The Crisis of the American Church: Being undone and Finding our True Self

I was talking to my congregation this past Sunday about crisis – you know, the sort of crisis that we all go through at one point or another in our lives. Many call this a “mid-life crisis” but I think it’s so much more.

I’ve been there. Or I should say: I’m there.

For me, many of the habits of survival that I have developed over the first half of my life are no longer needed or effective. When we were kids we sought to please those around us, to make them proud, and often chose to act in ways that did just that. As we grew into teens we assimilated into the systems around us in order to avoid pain and exclusion, and as young adults we might have had to grind down our edges (and in effect our individuality) in order to succeed or be seen as mature and trustworthy. In essence, we might have spent the better part of our life covering our truest identity in order to survive.

But at some point, we begin to feel that all of our efforts have left us hollow and, in essence, dying inside. We have suppressed our truest self for so long that we can easily become bitter, angry, or detached.

As Imi Lo says, “The consequence of over-investing in our false self is that we become physically and psychologically sick. When our outside self is succumbing to conformity, our inner being might become deviant. If we do not address the issue, this underlying rebellion will push back and, eventually, erupt.

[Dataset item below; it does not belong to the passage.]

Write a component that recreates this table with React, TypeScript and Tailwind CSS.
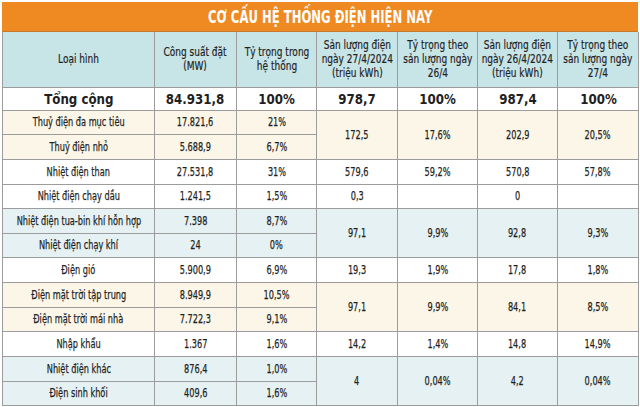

This is why we “act out” with behaviors that are self-sabotaging or destructive, bypassing our rational mind and against our will”[1]

I don’t know about you, but I can attest to the truth in this. The habits I acquired early on in life to meet the needs of everyone around me, to put myself second, to be strong at all costs, and assume all responsibility around me – all habits that greatly benefited me at the time and got me where I am today – are now a prison to my soul. And over the past few years my soul has been crying out – my true self has been desperately trying to be recognized – and I have found myself raging and wondering why. It is precisely this experience that causes people to abruptly change jobs, get divorces, buy stuff they can’t afford, move across the country – they are trying so desperately to find their true self and to be at peace that their brains may even sabotage what they have built of their lives in order to achieve even a semblance of freedom. 

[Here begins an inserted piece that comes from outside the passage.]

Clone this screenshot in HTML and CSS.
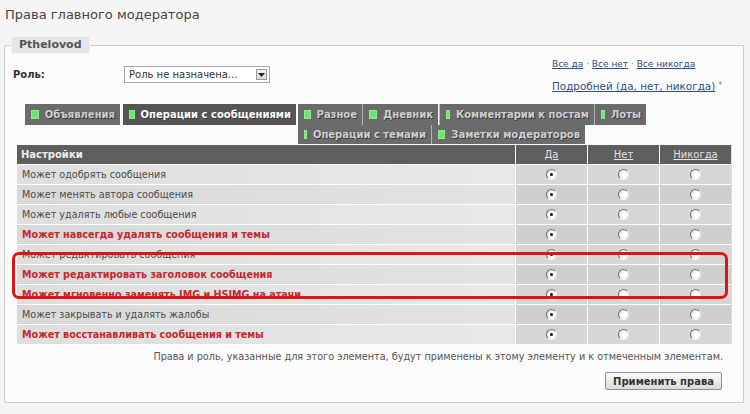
FILE: index.html
```html
<!DOCTYPE html>
<html lang="ru">
<head>
<meta charset="utf-8">
<title>Права главного модератора</title>
<link rel="stylesheet" href="styles.css">
</head>
<body>
<h1 class="title">Права главного модератора</h1>
<fieldset class="panel">
  <legend class="panel-legend">Pthelovod</legend>
  <div class="top">
    <div class="role">
      <span class="role-label">Роль:</span>
      <div class="select">
        <span class="select-text">Роль не назначена...</span>
        <span class="select-btn"><svg width="7" height="4" viewBox="0 0 7 4"><path d="M0 0h7L3.5 4z" fill="#222"/></svg></span>
      </div>
    </div>
    <div class="quick">
      <div class="quick-all"><a href="#">Все да</a> · <a href="#">Все нет</a> · <a href="#">Все никогда</a></div>
      <div class="quick-more"><a href="#">Подробней (да, нет, никогда)</a><span class="star">*</span></div>
    </div>
  </div>

  <div class="tabs">
    <div class="tab-row">
      <span class="tab t-ads"><i class="dot"></i>Объявления</span>
      <span class="tab tab-active t-posts"><i class="dot"></i>Операции с сообщениями</span>
      <span class="tab t-misc"><i class="dot"></i>Разное</span>
      <span class="tab t-diary"><i class="dot"></i>Дневник</span>
      <span class="tab t-comm"><i class="dot"></i>Комментарии к постам</span>
      <span class="tab t-lots"><i class="dot"></i>Лоты</span>
    </div>
    <div class="tab-row tab-row-2">
      <span class="tab t-topics"><i class="dot"></i>Операции с темами</span>
      <span class="tab t-notes"><i class="dot"></i>Заметки модераторов</span>
    </div>
  </div>

  <div class="grid">
    <div class="hcell hname">Настройки</div>
    <div class="hcell hopt"><a href="#">Да</a></div>
    <div class="hcell hopt"><a href="#">Нет</a></div>
    <div class="hcell hopt"><a href="#">Никогда</a></div>

    <div class="cell name">Может одобрять сообщения</div>
    <div class="cell opt"><span class="radio on"></span></div>
    <div class="cell opt"><span class="radio"></span></div>
    <div class="cell opt"><span class="radio"></span></div>

    <div class="cell name alt">Может менять автора сообщения</div>
    <div class="cell opt alt"><span class="radio on"></span></div>
    <div class="cell opt alt"><span class="radio"></span></div>
    <div class="cell opt alt"><span class="radio"></span></div>

    <div class="cell name">Может удалять любые сообщения</div>
    <div class="cell opt"><span class="radio on"></span></div>
    <div class="cell opt"><span class="radio"></span></div>
    <div class="cell opt"><span class="radio"></span></div>

    <div class="cell name alt danger">Может навсегда удалять сообщения и темы</div>
    <div class="cell opt alt"><span class="radio on"></span></div>
    <div class="cell opt alt"><span class="radio"></span></div>
    <div class="cell opt alt"><span class="radio"></span></div>

    <div class="cell name">Может редактировать сообщения</div>
    <div class="cell opt"><span class="radio on"></span></div>
    <div class="cell opt"><span class="radio"></span></div>
    <div class="cell opt"><span class="radio"></span></div>

    <div class="cell name alt danger">Может редактировать заголовок сообщения</div>
    <div class="cell opt alt"><span class="radio on"></span></div>
    <div class="cell opt alt"><span class="radio"></span></div>
    <div class="cell opt alt"><span class="radio"></span></div>

    <div class="cell name danger">Может мгновенно заменять IMG и HSIMG на атачи</div>
    <div class="cell opt"><span class="radio on"></span></div>
    <div class="cell opt"><span class="radio"></span></div>
    <div class="cell opt"><span class="radio"></span></div>

    <div class="cell name alt">Может закрывать и удалять жалобы</div>
    <div class="cell opt alt"><span class="radio on"></span></div>
    <div class="cell opt alt"><span class="radio"></span></div>
    <div class="cell opt alt"><span class="radio"></span></div>

    <div class="cell name danger">Может восстанавливать сообщения и темы</div>
    <div class="cell opt"><span class="radio on"></span></div>
    <div class="cell opt"><span class="radio"></span></div>
    <div class="cell opt"><span class="radio"></span></div>
  </div>

  <p class="note">Права и роль, указанные для этого элемента, будут применены к этому элементу и к отмеченным элементам.</p>
  <div class="actions"><button class="apply" type="button">Применить права</button></div>
</fieldset>
<div class="highlight"></div>
</body>
</html>
```

FILE: styles.css
```css
html, body {
  margin: 0;
  padding: 0;
}
body {
  position: relative;
  width: 750px;
  height: 414px;
  overflow: hidden;
  background: #f5f5f5;
  font-family: "DejaVu Sans", Verdana, sans-serif;
  color: #444;
}
a { color: #2f4f7f; }

.title {
  margin: 0;
  padding: 6px 0 0 5px;
  height: 36px;
  box-sizing: border-box;
  font-size: 13px;
  line-height: 18px;
  font-weight: normal;
  color: #444;
}

.panel {
  margin: 0 6px 0 4px;
  padding: 0 8px 12px 8px;
  border: 1px solid #cfcfcf;
  background: #fbfbfb;
  min-inline-size: 0;
}
.panel-legend {
  margin-left: -2px;
  padding: 0 7px;
  height: 16px;
  line-height: 16px;
  background: #e6e6e6;
  border: 1px solid #f4f4f4;
  font-size: 11px;
  font-weight: bold;
  color: #555;
}

.top {
  display: flex;
  align-items: flex-start;
  padding-top: 3px;
  height: 47px;
}
.role {
  flex: 0 0 539px;
  display: flex;
  align-items: center;
  margin-top: 9px;
}
.role-label {
  width: 111px;
  font-size: 10px;
  font-weight: bold;
  color: #333;
}
.select {
  display: flex;
  align-items: center;
  justify-content: space-between;
  width: 146px;
  height: 17px;
  box-sizing: border-box;
  border: 1px solid #a9a9a9;
  background: #fff;
  padding: 0 2px 0 4px;
}
.select-text {
  font-size: 10px;
  color: #333;
}
.select-btn {
  display: flex;
  align-items: center;
  justify-content: center;
  width: 11px;
  height: 11px;
  box-sizing: border-box;
  border: 1px solid #999;
  background: linear-gradient(#f4f4f4, #d8d8d8);
}

.quick {
  white-space: nowrap;
}
.quick-all {
  font-size: 9px;
  line-height: 14px;
  color: #777;
}
.quick-more {
  margin-top: 7px;
  font-size: 10.4px;
  line-height: 16px;
}
.star {
  font-size: 8px;
  color: #777;
  vertical-align: top;
  margin-left: 3px;
}

.tabs {
  padding-left: 12px;
}
.tab-row {
  display: flex;
  height: 21px;
}
.tab-row-2 {
  height: 19px;
  padding-left: 273px;
}
.tab {
  display: flex;
  align-items: center;
  box-sizing: border-box;
  padding: 0 5px 0 6px;
  background: #6b6b6b;
  color: #cfcfcf;
  font-size: 10px;
  font-weight: bold;
  white-space: nowrap;
  text-shadow: 1px 1px 0 #3a3a3a;
}
.dot {
  display: inline-block;
  width: 9px;
  height: 9px;
  box-sizing: border-box;
  margin-right: 6px;
  background: #6fe36f;
  border: 1px solid #8af08a;
}
.tab-active {
  background: #555;
  color: #fff;
}
.t-ads { width: 95px; margin-right: 3px; }
.t-posts { width: 173px; margin-right: 2px; }
.t-misc { width: 64px; margin-right: 1px; }
.t-diary { width: 75px; margin-right: 2px; }
.t-comm { width: 154px; margin-right: 1px; }
.t-lots { width: 51px; }
.t-topics { width: 133px; margin-right: 1px; }
.t-notes { width: 153px; }
.t-misc + .tab, .t-diary + .tab, .t-comm + .tab, .t-topics + .tab { box-shadow: -1px 0 0 #b5b5b5; }

.grid {
  display: grid;
  grid-template-columns: 1fr 71px 71px 71px;
  gap: 1px;
  margin: 1px 3px 0 4px;
  background: #fff;
  border-right: 1px solid #ddd;
}
.hcell {
  height: 19px;
  display: flex;
  align-items: center;
  background: #5e5e5e;
  font-size: 10px;
  font-weight: bold;
  color: #eee;
}
.hname { padding-left: 4px; }
.hopt { justify-content: center; }
.hopt a { color: #e2e2e2; font-weight: normal; font-size: 10px; }

.cell {
  height: 19px;
  display: flex;
  align-items: center;
  font-size: 9.6px;
}
.name {
  padding-left: 5px;
  color: #4a4a4a;
  background: linear-gradient(to right, #dedede, #e8e8e8);
}
.name.alt { background: linear-gradient(to right, #d9d9d9, #e2e2e2); }
.opt {
  justify-content: center;
  background: #d6d6d6;
}
.opt.alt { background: #cfcfcf; }
.danger {
  color: #c8262c;
  font-weight: bold;
  font-size: 9.6px;
}

.radio {
  position: relative;
  width: 11px;
  height: 11px;
  box-sizing: border-box;
  border-radius: 50%;
  border: 1px solid;
  border-color: #6e6e6e #e9e9e9 #f4f4f4 #6e6e6e;
  background: radial-gradient(circle at 65% 65%, #fff 0, #fafafa 45%, #dcdcdc 100%);
}
.radio.on::after {
  content: "";
  position: absolute;
  left: 3px;
  top: 3px;
  width: 3px;
  height: 3px;
  border-radius: 50%;
  background: #111;
}

.note {
  margin: 7px 12px 0 0;
  text-align: right;
  font-size: 9.66px;
  line-height: 12px;
  color: #555;
}
.actions {
  display: flex;
  justify-content: flex-end;
  margin: 9px 13px 0 0;
}
.apply {
  height: 18px;
  padding: 0 7px;
  border: 1px solid #8e8e8e;
  border-radius: 2px;
  background: linear-gradient(#fbfbfb, #dadada);
  font-family: "DejaVu Sans", Verdana, sans-serif;
  font-size: 10px;
  font-weight: bold;
  color: #333;
}

.highlight {
  position: absolute;
  left: 12px;
  top: 252px;
  width: 716px;
  height: 47px;
  box-sizing: border-box;
  border: 3px solid #e01414;
  border-radius: 7px;
  pointer-events: none;
}
```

My guess is, if you are over 35 you probably know what I’m talking about.

I think this is exactly what is happening with the church right now. The church’s true self is raging to be loosed from its self-imposed prison. It wants to be free and it is willing to set fire to all that was in order to obtain it. (The “church” here is the collection of individuals that make it up.)

The church in America has been one of the truly miraculous stories of success in the 20th century in our country: growth, growth and more growth. As the century progressed, countless church buildings began to dot the corners of every town, often the centers of their communities, with influential leaders sitting in their pews and dropping tithes into their offering plates. The church has come to enjoy free access to every public institution, enormous influence in government, and established cultural morality and social norms…all while not paying taxes! But we made a great exchange to garner this sort of social power. The church of the 19th & 20th century, for the most part, sustained the institution of slavery, justified genocide of Native Americans, propagated white supremacy, endorsed Jim Crow, raged against de-segregation, trained our children in patriarchy, twisted holiness into exclusion, and embraced the oppressive social hierarchies that re-enforced the damaging biases present in our culture at large. Well, shit.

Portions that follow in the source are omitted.